### Supplied data

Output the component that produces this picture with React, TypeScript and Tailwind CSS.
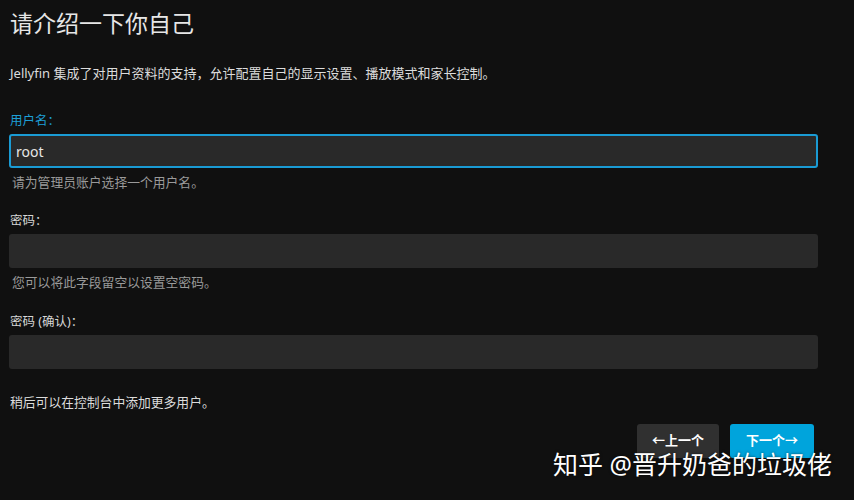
import React from "react";

const Field = ({
  label,
  value,
  help,
  active,
}: {
  label: string;
  value?: string;
  help?: string;
  active?: boolean;
}) => (
  <div className="flex flex-col">
    <label
      className={`h-[20px] leading-[20px] text-[12.5px] pl-[1px] ${
        active ? "text-[#1d9fd6]" : "text-[#d6d6d6]"
      }`}
    >
      {label}
    </label>
    <div
      className={`mt-[3px] h-[34px] rounded-[3px] bg-[#292929] flex items-center px-[5px] text-[14px] text-[#e6e6e6] ${
        active ? "border-2 border-[#1a9bd4]" : ""
      }`}
    >
      {value}
    </div>
    {help && (
      <div className="mt-[4px] h-[20px] leading-[20px] text-[12.8px] text-[#9a9a9a] pl-[3px]">{help}</div>
    )}
  </div>
);

export default function App() {
  return (
    <div
      className="relative w-[854px] h-[500px] overflow-hidden bg-[#101010]"
      style={{ fontFamily: '"Noto Sans", "Noto Sans CJK SC", sans-serif' }}
    >
      <div className="w-[809px] ml-[9px] pt-[7px] flex flex-col">
        <h1 className="h-[32px] leading-[32px] text-[23px] text-[#e6e6e6] pl-[1px]">请介绍一下你自己</h1>
        <p className="mt-[24px] h-[20px] leading-[20px] text-[13px] text-[#dcdcdc] pl-[1px]">
          Jellyfin 集成了对用户资料的支持，允许配置自己的显示设置、播放模式和家长控制。
        </p>
        <div className="mt-[28px]">
          <Field label="用户名：" value="root" help="请为管理员账户选择一个用户名。" active />
        </div>
        <div className="mt-[19px]">
          <Field label="密码：" help="您可以将此字段留空以设置空密码。" />
        </div>
        <div className="mt-[20px]">
          <Field label="密码 (确认)：" />
        </div>
        <p className="mt-[23px] h-[20px] leading-[20px] text-[12.8px] text-[#dcdcdc] pl-[1px]">
          稍后可以在控制台中添加更多用户。
        </p>
        <div className="mt-[12px] flex justify-end gap-[11px] pr-[4px]">
          <button className="w-[82px] h-[34px] rounded-[3px] bg-[#303030] text-white text-[13px] font-bold">
            ←上一个
          </button>
          <button className="w-[84px] h-[34px] rounded-[3px] bg-[#00a4dc] text-white text-[13px] font-bold">
            下一个→
          </button>
        </div>
      </div>
      <div
        className="absolute left-[553px] top-[446px] text-[25px] leading-[36px] text-white whitespace-nowrap"
        style={{ textShadow: "0 0 3px rgba(0,0,0,0.6)" }}
      >
        知乎 @晋升奶爸的垃圾佬
      </div>
    </div>
  );
}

### Task directions
Retype each line of the listing above word for word. Exclude the pictures.

### Output of the exercise
Output the component that produces this picture with React, TypeScript and Tailwind CSS.
import React from "react";

const Field = ({
  label,
  value,
  help,
  active,
}: {
  label: string;
  value?: string;
  help?: string;
  active?: boolean;
}) => (
  <div className="flex flex-col">
    <label
      className={`h-[20px] leading-[20px] text-[12.5px] pl-[1px] ${
        active ? "text-[#1d9fd6]" : "text-[#d6d6d6]"
      }`}
    >
      {label}
    </label>
    <div
      className={`mt-[3px] h-[34px] rounded-[3px] bg-[#292929] flex items-center px-[5px] text-[14px] text-[#e6e6e6] ${
        active ? "border-2 border-[#1a9bd4]" : ""
      }`}
    >
      {value}
    </div>
    {help && (
      <div className="mt-[4px] h-[20px] leading-[20px] text-[12.8px] text-[#9a9a9a] pl-[3px]">{help}</div>
    )}
  </div>
);

export default function App() {
  return (
    <div
      className="relative w-[854px] h-[500px] overflow-hidden bg-[#101010]"
      style={{ fontFamily: '"Noto Sans", "Noto Sans CJK SC", sans-serif' }}
    >
      <div className="w-[809px] ml-[9px] pt-[7px] flex flex-col">
        <h1 className="h-[32px] leading-[32px] text-[23px] text-[#e6e6e6] pl-[1px]">请介绍一下你自己</h1>
        <p className="mt-[24px] h-[20px] leading-[20px] text-[13px] text-[#dcdcdc] pl-[1px]">
          Jellyfin 集成了对用户资料的支持，允许配置自己的显示设置、播放模式和家长控制。
        </p>
        <div className="mt-[28px]">
          <Field label="用户名：" value="root" help="请为管理员账户选择一个用户名。" active />
        </div>
        <div className="mt-[19px]">
          <Field label="密码：" help="您可以将此字段留空以设置空密码。" />
        </div>
        <div className="mt-[20px]">
          <Field label="密码 (确认)：" />
        </div>
        <p className="mt-[23px] h-[20px] leading-[20px] text-[12.8px] text-[#dcdcdc] pl-[1px]">
          稍后可以在控制台中添加更多用户。
        </p>
        <div className="mt-[12px] flex justify-end gap-[11px] pr-[4px]">
          <button className="w-[82px] h-[34px] rounded-[3px] bg-[#303030] text-white text-[13px] font-bold">
            ←上一个
          </button>
          <button className="w-[84px] h-[34px] rounded-[3px] bg-[#00a4dc] text-white text-[13px] font-bold">
            下一个→
          </button>
        </div>
      </div>
      <div
        className="absolute left-[553px] top-[446px] text-[25px] leading-[36px] text-white whitespace-nowrap"
        style={{ textShadow: "0 0 3px rgba(0,0,0,0.6)" }}
      >
        知乎 @晋升奶爸的垃圾佬
      </div>
    </div>
  );
}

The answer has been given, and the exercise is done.